Since I’m usually just feeding myself and Russell, this recipe made plenty of leftovers for us, and I have to say, I think this chili improves with age. The second day the flavors seemed to have really married perfectly and the meat was even more tender and delicious. I suppose this is what he meant when John Steele Gordon said that “Chili is much improved by having had a day to contemplate its fate.”
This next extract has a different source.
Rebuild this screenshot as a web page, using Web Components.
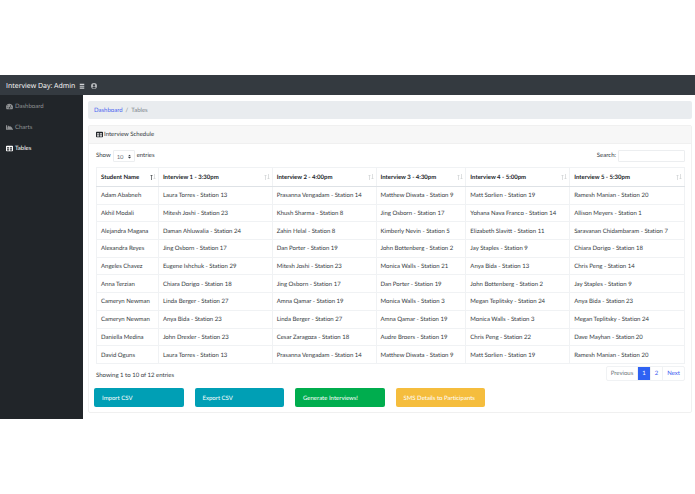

best chunky beef chili | Brooklyn Homemaker

Best Chunky Chili

adapted from Emeril Lagasse for Food Network

2 tablespoons olive oil
2 medium onions, chopped
1 to 2 jalapenos, seeded and finely diced
Salt
Cayenne
2 pounds stew meat, cut into 1″ cubes
2 tablespoons corn flour (or all-purpose)
1 tablespoon chili powder
2 teaspoons ground cumin
3 cloves garlic, minced
2 cups beef stock
28 oz  can crushed tomatoes
1/4 cup tomato paste
15 oz can red kidney beans
15 oz can black beans

Directions
In a large heavy bottom stockpot of dutch oven, heat the vegetable oil. When the oil is hot, add the onions and saute for 3 to 5 minutes, or until the vegetables start to wilt. Add jalapenos and garlic and cook 1 to 2 minutes more. Season with salt and cayenne. In a large bowl, stir together corn flour, chili powder, & cumin, and toss and coat meat in the mixture. Brown the meat for 5 to 6 minutes. Add about 1/2 cup of the beef stock and use a wooden spoon to scrape up any brown bits of beef and corn flour stuck to the bottom of the pan. Stir in remaining stock, tomatoes, tomato paste, and beans. Bring the liquid up to a boil and reduce to a simmer. Simmer the liquid uncovered for the first hour, stirring occasionally. Cover the pot and simmer for another hour or until the beef is fork tender.
Taste and re-season with salt and cayenne if necessary. If the chili is too thin, simmer uncovered until it’s thick enough. If too thick, thin it out, a tablespoon at a time, with beef stock. Garnish the chili with the grated cheese, sour cream and avocado. Serve with cornbread.